Ooof. This book is slight, but it packs a wallop. I felt like I was reading through someone’s diary. It was as if the diary was left open with a READ ME sign glowing in neon above, but it was still so personal that I had to keep sneaking furtive glances over my shoulder to make sure that the diary’s owner wouldn’t walk in to find me poring over her every thought and feeling. When our narrator “I secretly hope that I might be a genius. Why else can no amount of sleeping pills fell my brain? But in the morning my daughter asks me what a cloud is and I cannot say” I felt a quick stab of recognition and a worry that maybe someone raided and published my own diaries.
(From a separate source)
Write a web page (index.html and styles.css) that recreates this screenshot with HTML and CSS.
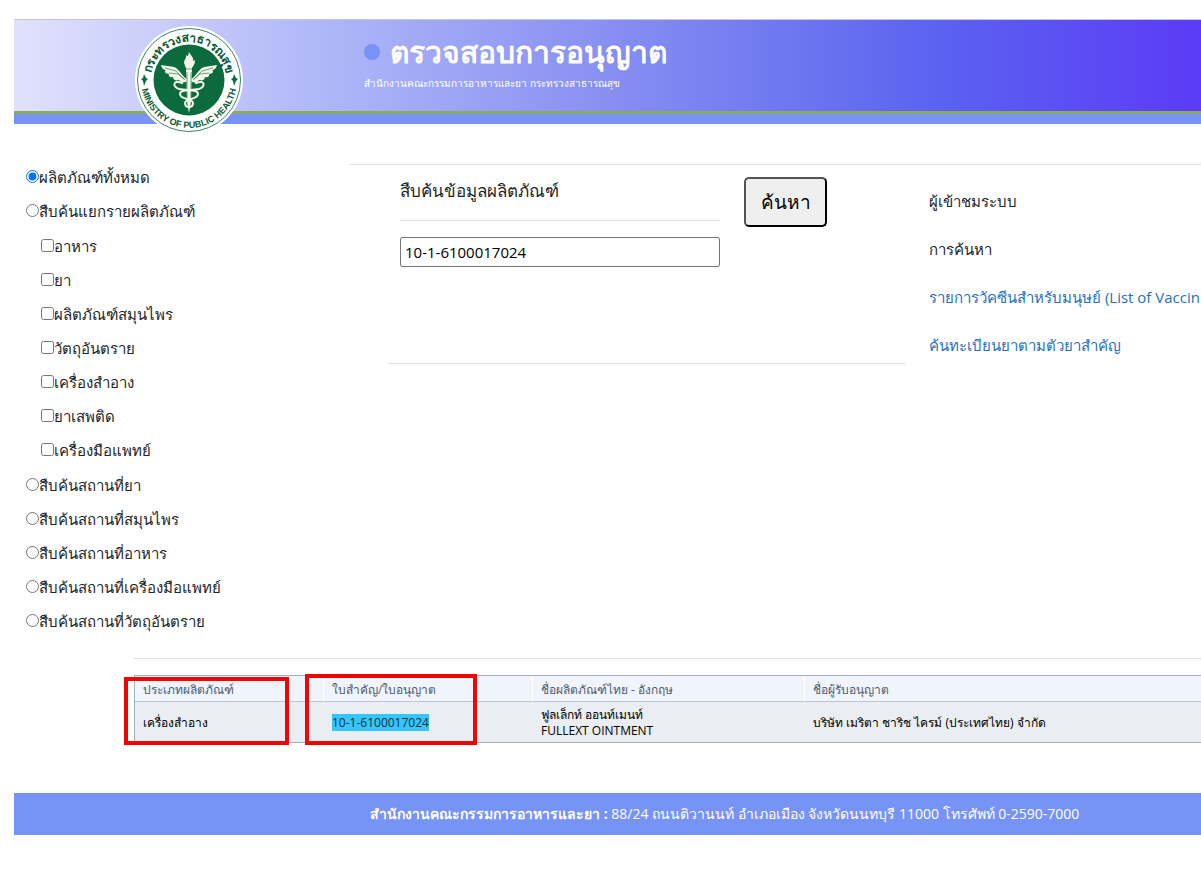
FILE: index.html
```html
<!DOCTYPE html>
<html lang="th">
	<head>
		<meta charset="utf-8">
		<title>ตรวจสอบการอนุญาต</title>
		<link rel="stylesheet" href="styles.css">
	</head>

	<body>
		<header class="banner">
			<svg class="logo" viewBox="0 0 108 108" role="img" aria-label="Ministry of Public Health">
				<defs>
					<path id="arcTop" d="M16 54 A38 38 0 0 1 92 54"/>
					<path id="arcBottom" d="M6 54 A48 48 0 0 0 102 54"/>
				</defs>
				<circle cx="54" cy="54" r="54" fill="#fff"/>
				<circle cx="54" cy="54" r="51.500" fill="none" stroke="#3b8560" stroke-width="1"/>
				<circle cx="54" cy="54" r="35.500" fill="#0b6b3c"/>
				<text class="seal-thai"><textPath href="#arcTop" startOffset="50%" text-anchor="middle">กระทรวงสาธารณสุข</textPath></text>
				<text class="seal-eng"><textPath href="#arcBottom" startOffset="50%" text-anchor="middle">MINISTRY OF PUBLIC HEALTH</textPath></text>
				<path fill="#0b6b3c" d="M9 48l2 4 2 1-2 2-2 5-1-5-2-2 2-1zM99 48l2 4 2 1-2 2-2 5-1-5-2-2 2-1z"/>
				<g transform="translate(0 4)">
					<!-- torch and wings -->
					<g fill="#f3f5ea">
						<path d="M52 49C47 47 45 39 39 37L26 35C27 39 29 40 31 40C29 41 30 44 34 44C33 46 35 48 38 47C38 50 41 51 44 50C46 53 50 53 52 51Z"/>
						<path d="M56 49C61 47 63 39 69 37L82 35C81 39 79 40 77 40C79 41 78 44 74 44C75 46 73 48 70 47C70 50 67 51 64 50C62 53 58 53 56 51Z"/>
						<path d="M51 38H57L56 72L54 83L52 72Z"/>
						<path d="M50 35C47 31 52 29 51 25C54 28 53 24 54 22C55 25 59 27 58 31L60 30C60 35 57 39 54 39C52 39 49 36 50 35Z"/>
					</g>
					<path class="wing-line" d="M30 38L41 41L49 49M34 43L43 44L50 50M78 38L67 41L59 49M74 43L65 44L58 50"/>
					<path class="wing-line" d="M49 39H59M52 42V72M56 42V72"/>
					<!-- snakes -->
					<g class="snake">
						<path d="M47 53C38 49 37 57 44 59C53 61 63 59 63 64C63 70 50 68 50 73C50 76 52 77 54 77"/>
						<path d="M61 53C70 49 71 57 64 59C55 61 45 59 45 64C45 70 58 68 58 73C58 76 56 77 54 77"/>
					</g>
				</g>
			</svg>
			<div class="banner-text">
				<h1>ตรวจสอบการอนุญาต</h1>
				<p>สำนักงานคณะกรรมการอาหารและยา กระทรวงสาธารณสุข</p>
			</div>
		</header>

		<main>
			<form class="search">
				<div class="types">
					<label><input type="radio" name="type" checked>ผลิตภัณฑ์ทั้งหมด</label>
					<label><input type="radio" name="type">สืบค้นแยกรายผลิตภัณฑ์</label>
					<div class="subtypes">
						<label><input type="checkbox">อาหาร</label>
						<label><input type="checkbox">ยา</label>
						<label><input type="checkbox">ผลิตภัณฑ์สมุนไพร</label>
						<label><input type="checkbox">วัตถุอันตราย</label>
						<label><input type="checkbox">เครื่องสำอาง</label>
						<label><input type="checkbox">ยาเสพติด</label>
						<label><input type="checkbox">เครื่องมือแพทย์</label>
					</div>
					<label><input type="radio" name="type">สืบค้นสถานที่ยา</label>
					<label><input type="radio" name="type">สืบค้นสถานที่สมุนไพร</label>
					<label><input type="radio" name="type">สืบค้นสถานที่อาหาร</label>
					<label><input type="radio" name="type">สืบค้นสถานที่เครื่องมือแพทย์</label>
					<label><input type="radio" name="type">สืบค้นสถานที่วัตถุอันตราย</label>
				</div>

				<div class="panel">
					<div class="query">
						<div class="field">
							<label for="keyword">สืบค้นข้อมูลผลิตภัณฑ์</label>
							<input type="text" id="keyword" value="10-1-6100017024">
						</div>
						<button type="button">ค้นหา</button>
					</div>
					<div class="links">
						<span>ผู้เข้าชมระบบ</span>
						<span>การค้นหา</span>
						<a href="#">รายการวัคซีนสำหรับมนุษย์ (List of Vaccin</a>
						<a href="#">ค้นทะเบียนยาตามตัวยาสำคัญ</a>
					</div>
				</div>
			</form>

			<section class="results">
				<div class="table-wrap">
					<table>
						<thead>
							<tr>
								<th class="col-type">ประเภทผลิตภัณฑ์</th>
								<th class="col-number">ใบสำคัญ/ใบอนุญาต</th>
								<th class="col-name">ชื่อผลิตภัณฑ์ไทย - อังกฤษ</th>
								<th>ชื่อผู้รับอนุญาต</th>
							</tr>
						</thead>
						<tbody>
							<tr>
								<td>เครื่องสำอาง</td>
								<td><mark>10-1-6100017024</mark></td>
								<td>ฟูลเล็กท์ ออนท์เมนท์<br>FULLEXT OINTMENT</td>
								<td>บริษัท เมริตา ชาริช ไครม์ (ประเทศไทย) จำกัด</td>
							</tr>
						</tbody>
					</table>
					<div class="frame frame-type"></div>
					<div class="frame frame-number"></div>
				</div>
			</section>
		</main>

		<footer>
			<b>สำนักงานคณะกรรมการอาหารและยา :</b> 88/24 ถนนติวานนท์ อำเภอเมือง จังหวัดนนทบุรี 11000 โทรศัพท์ 0-2590-7000
		</footer>
	</body>
</html>
```
FILE: styles.css
```css
* {
	box-sizing: border-box;
}

body {
	margin: 19px 0 0 14px;
	font: 16px/24px "Open Sans", "Noto Sans", sans-serif;
	color: #212529;
	background: white;
	overflow-x: hidden;
}

/* banner */
.banner {
	display: flex;
	align-items: flex-start;
	height: 105px;
	padding: 6px 0 0 121px;
	border-top: 1px solid #c3c4d6;
	background:
		linear-gradient(#7793f5, #7793f5) bottom / 100% 10px no-repeat,
		linear-gradient(#8aa965, #8aa965) 0 91px / 100% 3px no-repeat,
		linear-gradient(90deg, #e0e2fc 0%, #aab2f7 29%, #7a82f1 58%, #5a62f0 78%, #5c3bf6 100%);
}

.logo {
	width: 108px;
	height: 108px;
	flex: none;
}

.seal-thai {
	font: bold 12px "Noto Sans", sans-serif;
	fill: #0b5a34;
}

.seal-eng {
	font: bold 9px "Liberation Sans", sans-serif;
	fill: #0b5a34;
}

.wing-line {
	fill: none;
	stroke: #0b6b3c;
	stroke-width: 1;
	opacity: 0.6;
}

.snake {
	fill: none;
	stroke: #f3f5ea;
	stroke-width: 2;
	stroke-linecap: round;
}

.banner-text {
	margin-left: 121px;
	color: white;
	white-space: nowrap;
}

h1 {
	display: flex;
	align-items: center;
	gap: 10px;
	margin: 5px 0 0;
	font-size: 30px;
	line-height: 42px;
	font-weight: 500;
	-webkit-text-stroke: 1px white;
}

h1::before {
	content: "";
	width: 16px;
	height: 16px;
	border-radius: 50%;
	background: #7793f5;
}

.banner-text p {
	margin: 0;
	font-size: 10px;
	line-height: 20px;
}

/* search form */
.search {
	display: flex;
	padding-top: 40px;
}

.types {
	flex: none;
	width: 336px;
	padding-left: 12px;
}

.types label {
	display: flex;
	align-items: center;
	height: 34px;
	font-size: 15px;
}

.types > label:first-child {
	margin-top: -4px;
}

.types input {
	width: 13px;
	height: 13px;
	margin: 0 0 2px;
}

.subtypes {
	padding: 1px 0 1px 15px;
}

.panel {
	display: flex;
	flex: 1;
	gap: 24px;
	min-width: 0;
	padding-left: 38px;
	border-top: 1px solid #dee0e2;
	overflow: hidden;
}

.query {
	display: flex;
	align-items: flex-start;
	gap: 24px;
	flex: none;
	width: 517px;
	height: 199px;
	padding: 12px;
	border-bottom: 1px solid #dee0e2;
}

.field {
	width: 320px;
}

.field label {
	display: block;
	height: 44px;
	margin-bottom: 16px;
	font-size: 17px;
	line-height: 28px;
	border-bottom: 1px solid #dee0e2;
}

.field input {
	display: block;
	width: 100%;
	height: 30px;
	padding: 1px 4px;
	border: 1px solid #767676;
	border-radius: 2px;
	font: inherit;
	font-size: 15px;
	color: black;
}

button {
	width: 83px;
	height: 50px;
	border: 2px outset black;
	border-radius: 5px;
	background: #efefef;
	font: 19px "Open Sans", "Noto Sans", sans-serif;
	color: black;
}

.links {
	display: flex;
	flex-direction: column;
	gap: 24px;
	padding-top: 24px;
	font-size: 15px;
	white-space: nowrap;
}

.links a {
	color: #1f72c4;
	text-decoration: none;
}

/* results */
.results {
	margin: 20px 0 0 120px;
	padding-top: 16px;
	border-top: 1px solid #dee0e2;
}

.table-wrap {
	position: relative;
}

table {
	width: 100%;
	table-layout: fixed;
	border-spacing: 0;
	border: 1px solid #a3afb9;
	border-right: none;
	font-size: 12px;
	line-height: 16px;
	color: black;
	background: #eaedf1;
}

th {
	height: 26px;
	padding: 2px 8px 0;
	border-bottom: 1px solid #bcc5d4;
	border-right: 1px solid white;
	background: #f0f4fd;
	color: #4e5c70;
	font-weight: normal;
	text-align: left;
}

th:last-child {
	border-right: none;
}

td {
	height: 40px;
	padding: 2px 8px 0;
}

.col-type {
	width: 189px;
}

.col-number {
	width: 209px;
}

.col-name {
	width: 272px;
}

mark {
	background: #36c5f8;
	color: #10324a;
}

.frame {
	position: absolute;
	border: 4px solid #f00505;
}

.frame-type {
	top: 2px;
	left: -10px;
	width: 165px;
	height: 68px;
}

.frame-number {
	top: -1px;
	left: 171px;
	width: 172px;
	height: 71px;
}

footer {
	margin-top: 50px;
	padding: 9px 0 9px 356px;
	background: #7793f5;
	color: white;
	font-size: 14px;
	white-space: nowrap;
}
```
Offill’s prose is sharp and spare. Her pace is breathtakingly quick, and you will be shocked by how quickly you will devour a woman’s life. Dept. of Speculation charges through hopeful flirtations, unguarded declarations, crushing realizations and creations of both art and life. We follow our narrator (sometimes The Woman, sometimes The Wife) from announcements like “My plan was to never get married. I was going to be an art monster instead. Women almost never become art monsters because art monsters only concern themselves with art, never mundane things. Nabokov didn’t even fold his own umbrella. Vera licked his stamps for him” while filling herself with the power of a creative life in the city to realizations of “But now it seems that the truth about getting older is that there are fewer and fewer things to make fun of until finally there is nothing you are sure you will never be” while joy ebbs and flows from her messy apartment, messy marriage, and messy life.
She- the Wife, the Woman, maybe Offill herself- manages to stay ahead of life’s creeping certainties, but not without wit, humor, and a bit of righteous anger.
“If he notices something is broken, he will try to fix it. He won’t just think about how unbearable it is that things keep breaking, that you can never fucking outrun entropy.”